If enacted, AB 2394 would significantly alter the way real estate transactions involving long-term homeowners are taxed, allowing them to potentially retain more income from the sale of their properties. This measure is aimed at reducing the financial burden on a demographic that may feel squeezed by both rising property taxes and the broader housing market. Additionally, it aligns with the state's goals of boosting home ownership among younger generations by making more properties available on the market.
Assembly Bill 2394, introduced by Assembly Member Lee, seeks to amend the Personal Income Tax Law to provide specific exclusions for qualified taxpayers relating to the sale of real property. Under this bill, for taxable years beginning on or after January 1, 2027, and before January 1, 2032, individuals aged 65 and older who have owned their primary residence for at least 20 years will be exempt from including any gains from the sale or exchange of certain qualified real property in their gross income. The intent is to encourage long-term homeowners to sell their properties, thus increasing the available housing stock for new buyers, particularly younger ones.
Discussions around AB 2394 have been generally positive among proponents who argue that it would alleviate financial barriers for seniors and stimulate the housing market. Supporters see the bill as a vital step towards addressing California's housing crisis by unlocking inventory that has been stagnant. However, there are concerns from critics who fear that such tax breaks might lead to increased gentrification, potentially driving up prices for younger buyers rather than providing a long-term solution to housing accessibility.

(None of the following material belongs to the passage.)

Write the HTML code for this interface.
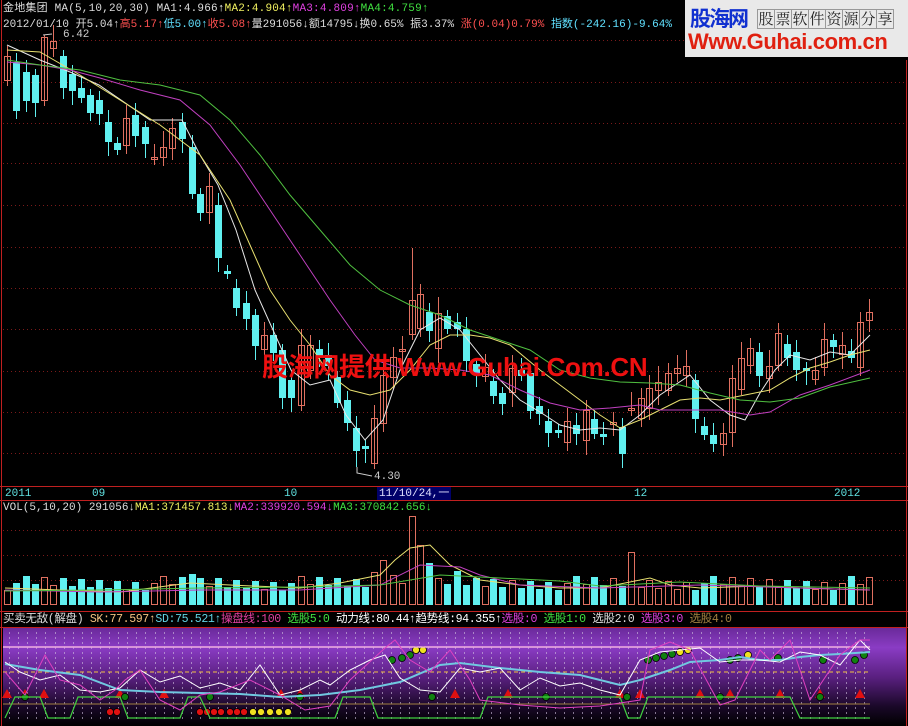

One notable point of contention surrounding AB 2394 is the concern that while the bill aims to support seniors, it may inadvertently contribute to housing market instability by encouraging rapid sales and potential displacement of long-standing communities. Additionally, critics argue that the bill lacks a robust framework for assessing its effectiveness and the impact on broader housing policies. Overall, the debate reflects a tension between promoting economic incentives for seniors and maintaining equitable access to housing for all residents.